Friday, May 8, 2009
Northwest Hall (Chicago Hilton)11:00 AM
Background: Recent advances in high-throughput genotyping have made it possible to conduct large-scale genome-wide association studies (GWAS) at population level to identify gene variants and genes associated with risk for common human diseases and a variety of psychiatric disorders such as autism. Over, the last several years many gene variants and candidate genes associated with autism have been identified using GWAS. However, the full breadth of the goals of high-throughput genotyping and GWAS to dissect the genetic architecture of autism is rapidly running into several bottlenecks in translating findings and hypothesis from GWAS to clinical practice to improve human health. One of the more significant bottlenecks is the inability of current GWAS analytic techniques to identify causal pathways and to characterize the functions of identified gene variants and candidate genes. Objectives: The objective was to determine if variation associated with autism tends to aggregate or cluster in biological pathways and gene networks. Methods: We conducted a gene and pathway-based association analysis using information from 2 genome-wide association studies to identify pathways and model gene networks involved in autism.
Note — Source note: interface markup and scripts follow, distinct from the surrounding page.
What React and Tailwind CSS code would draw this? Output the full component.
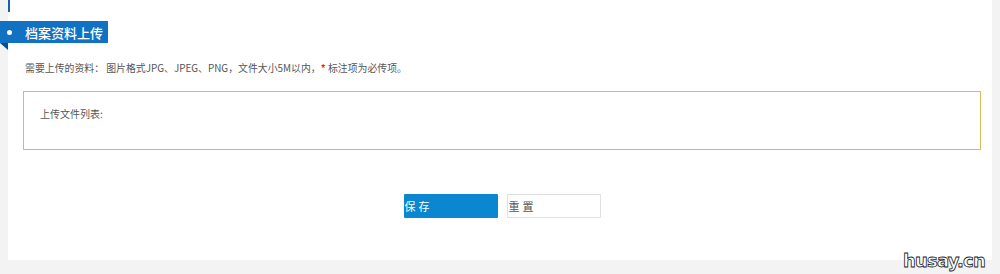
import React from "react";

const App = () => {
  return (
    <div
      className="w-[1000px] h-[274px] bg-[#f3f3f3] flex"
      style={{ fontFamily: '"Microsoft YaHei", "Noto Sans CJK SC", sans-serif' }}
    >
      <div className="w-[8px]" />
      <div className="relative w-[984px] h-[260px] bg-white">
        {/* top accent line */}
        <div className="absolute left-0 top-0 w-[2px] h-[12px] bg-[#1b5fa8]" />

        {/* section title tag */}
        <div className="relative -ml-[8px] mt-[21px] w-[108px] h-[22px] bg-[#1172c4] flex items-center">
          <span className="ml-[7px] w-[5px] h-[5px] rounded-full bg-white" />
          <span className="ml-[13px] text-[13px] text-white leading-none font-medium">档案资料上传</span>
          <span className="absolute left-0 top-[22px] w-0 h-0 border-t-[7px] border-t-[#0b4f8a] border-l-[8px] border-l-transparent" />
        </div>

        <div className="ml-[17px] mt-[21px] text-[9.9px] text-[#555] leading-none">
          需要上传的资料： 图片格式JPG、JPEG、PNG，文件大小5M以内，
          <span className="text-[#ff2020] font-bold">*</span> 标注项为必传项。
        </div>

        <div className="ml-[15px] mt-[17px] w-[958px] h-[59px] border border-[#e2b75a] px-[16px] pt-[17px]">
          <div className="text-[10px] text-[#555] leading-none">上传文件列表:</div>
        </div>

        <div className="mt-[44px] flex justify-center gap-[9px] pl-[4px]">
          <button className="w-[94px] h-[24px] bg-[#0a87d0] text-white text-[11px] text-left pl-[1px] tracking-[3px] rounded-[1px]">
            保存
          </button>
          <button className="w-[94px] h-[24px] bg-white border border-[#e0e0e0] text-[#555] text-[11px] text-left pl-[1px] tracking-[3px]">
            重置
          </button>
        </div>

        <div
          className="absolute right-[7px] bottom-[-10px] text-[18px] font-black text-white leading-none tracking-[-0.8px]"
          style={{ WebkitTextStroke: "0.8px #222", fontFamily: '"DejaVu Sans", sans-serif' }}
        >
          husay.cn
        </div>
      </div>
    </div>
  );
};

export default App;
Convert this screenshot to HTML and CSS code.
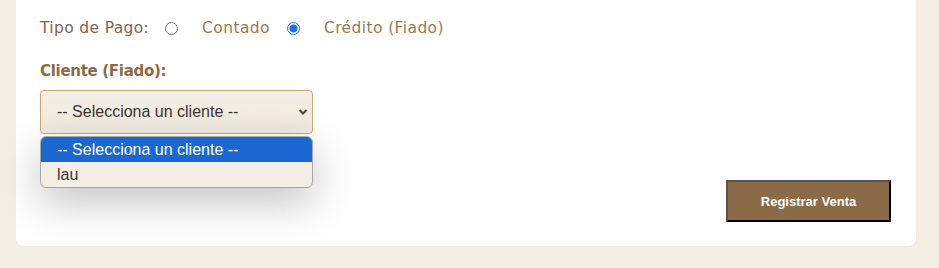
FILE: index.html
```html
<!DOCTYPE html>
<html lang="es">
<head>
<meta charset="utf-8">
<title>Venta</title>
<link rel="stylesheet" href="styles.css">
</head>
<body>
<div class="page">
  <div class="card">
    <div class="pay-row">
      <span class="pay-label">Tipo de Pago:</span>
      <label class="radio-opt"><span class="radio"></span><span class="radio-text">Contado</span></label>
      <label class="radio-opt"><span class="radio checked"></span><span class="radio-text">Crédito (Fiado)</span></label>
    </div>
    <div class="field-label">Cliente (Fiado):</div>
    <div class="select-wrap">
      <div class="select">-- Selecciona un cliente --</div>
      <svg class="chev" width="10" height="8" viewBox="0 0 10 8"><path d="M1.5 2 L5 5.5 L8.5 2" fill="none" stroke="#5a4530" stroke-width="2.2"/></svg>
      <div class="dropdown">
        <div class="opt active">-- Selecciona un cliente --</div>
        <div class="opt">lau</div>
      </div>
    </div>
    <div class="hidden-row">
      <span class="total-label">(</span>
    </div>
    <div class="actions">
      <button class="btn">Registrar Venta</button>
    </div>
  </div>
</div>
</body>
</html>
```

FILE: styles.css
```css
html, body {
  margin: 0;
  padding: 0;
  background: #f3eee4;
}
.page {
  padding: 0 23px 22px 16px;
}
.card {
  background: #ffffff;
  border-radius: 0 0 8px 8px;
  padding: 16px 25px 24px 24px;
  height: 246px;
  box-sizing: border-box;
  font-family: "DejaVu Sans", sans-serif;
}
.pay-row {
  display: flex;
  align-items: center;
  height: 24px;
  font-size: 15.5px;
  color: #7d6550;
}
.pay-label {
  margin-right: 16px;
  letter-spacing: 0.35px;
}
.radio-opt {
  display: flex;
  align-items: center;
  margin-right: 17px;
  color: #9a7a52;
  letter-spacing: 0.4px;
}
.radio {
  width: 11px;
  height: 11px;
  border: 1px solid #767676;
  border-radius: 50%;
  margin-right: 24px;
  box-sizing: content-box;
}
.radio.checked {
  border: 1px solid #1a73e8;
  background: radial-gradient(circle, #1a73e8 0 3.5px, #ffffff 4.5px);
}
.field-label {
  margin-top: 21px;
  font-size: 15px;
  font-weight: bold;
  color: #8b6b47;
  height: 20px;
  line-height: 20px;
  letter-spacing: -0.3px;
}
.select-wrap {
  position: relative;
  width: 273px;
  margin-top: 9px;
}
.select {
  height: 44px;
  box-sizing: border-box;
  border: 1px solid #d9a36f;
  border-radius: 4px;
  background: linear-gradient(#f5f0e7, #efe9de);
  font-family: "Liberation Sans", Arial, sans-serif;
  font-size: 16px;
  color: #3b3430;
  padding-left: 16px;
  line-height: 42px;
}
.chev {
  position: absolute;
  right: 5px;
  top: 18px;
}
.dropdown {
  position: absolute;
  left: 0;
  top: 46px;
  width: 273px;
  box-sizing: border-box;
  border: 1px solid #a8a8a8;
  border-radius: 6px;
  background: #f4efe5;
  overflow: hidden;
  box-shadow: 0 14px 40px rgba(0, 0, 0, 0.24);
  z-index: 5;
  font-family: "Liberation Sans", Arial, sans-serif;
  font-size: 16px;
  color: #3b3430;
}
.opt {
  height: 25px;
  line-height: 25px;
  padding-left: 16px;
}
.opt.active {
  background: #1a67d2;
  color: #ffffff;
}
.hidden-row {
  height: 20px;
  margin-top: 14px;
  font-size: 15px;
  color: #6b4f33;
}
.actions {
  display: flex;
  justify-content: flex-end;
  margin-top: 12px;
}
.btn {
  width: 165px;
  height: 42px;
  background: #8b6b47;
  color: #ffffff;
  border-style: solid;
  border-width: 2px;
  border-color: #555555 #000000 #000000 #555555;
  font-family: "Liberation Sans", Arial, sans-serif;
  font-weight: bold;
  font-size: 13px;
  padding: 0;
}
```
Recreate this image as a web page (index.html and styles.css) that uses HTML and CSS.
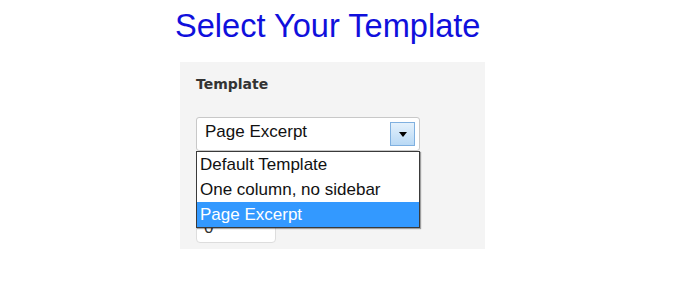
FILE: index.html
```html
<!DOCTYPE html>
<html lang="en">
<head>
  <meta charset="UTF-8">
  <title>Select Your Template</title>
  <link rel="stylesheet" href="styles.css">
</head>
<body>
  <div class="page">
    <h1 class="title">Select Your Template</h1>

    <div class="panel">
      <div class="label">Template</div>

      <div class="select">
        <span class="select-value">Page Excerpt</span>
        <span class="select-btn"><span class="arrow"></span></span>

        <ul class="options">
          <li>Default Template</li>
          <li>One column, no sidebar</li>
          <li class="active">Page Excerpt</li>
        </ul>
      </div>

      <div class="order-input">0</div>
    </div>
  </div>
</body>
</html>
```

FILE: styles.css
```css
body { margin: 0; background: #fff; font-family: "Liberation Sans", Arial, sans-serif; }
.page { margin-left: 175px; }

.title { margin: 8px 0 0; font-size: 32.6px; line-height: 36px; font-weight: normal; color: #1010dc; }

.panel { margin: 18px 0 0 5px; width: 305px; box-sizing: border-box; padding: 14px 16px 6px; background: #f4f4f4; }
.label { font-family: "DejaVu Sans", sans-serif; font-weight: bold; font-size: 14px; line-height: 17px; color: #333; }

.select { position: relative; margin-top: 24px; width: 224px; height: 34px; box-sizing: border-box; border: 1px solid #c8c8c8; border-radius: 3px; background: #fff; display: flex; align-items: center; justify-content: space-between; padding: 0 4px 0 8px; }
.select-value { font-size: 17px; line-height: 20px; color: #111; padding-bottom: 4px; }
.select-btn { width: 25px; height: 24px; box-sizing: border-box; border: 1px solid #7fb0e0; background: linear-gradient(#e4f1fc, #b9d9f5); display: flex; align-items: center; justify-content: center; }
.arrow { width: 0; height: 0; border-left: 4px solid transparent; border-right: 4px solid transparent; border-top: 5px solid #000; }

.options { position: absolute; left: -1px; top: 33px; width: 224px; box-sizing: border-box; margin: 0; padding: 0; list-style: none; background: #fff; border: 1px solid #3a3a3a; box-shadow: 1px 1px 1px rgba(0,0,0,0.35); z-index: 2; }
.options li { height: 25px; line-height: 25px; padding-left: 3px; font-size: 17px; color: #111; }
.options li.active { background: #3399ff; color: #fff; }

.order-input { margin-top: 62px; width: 80px; height: 30px; box-sizing: border-box; border: 1px solid #ddd; border-radius: 4px; background: #fff; padding: 4px 0 0 7px; font-size: 17px; line-height: 20px; color: #333; }
```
We hypothesized that gene variants associated with autism map to and destabilize multiple candidate genes interacting within pathways and gene networks. Results: Our results show that genes containing genetic variants associated with autism are functionally related and interact with each other and their downstream targets within pathways and gene networks. Using publicly available gene expression data set, we are validating the results to infer the causal association between gene expression and autism.Conclusions: Our analysis demonstrates that integrative genomics leveraging information from GWAS with pathway analysis provides a powerful unified approach to autism biomarker discovery.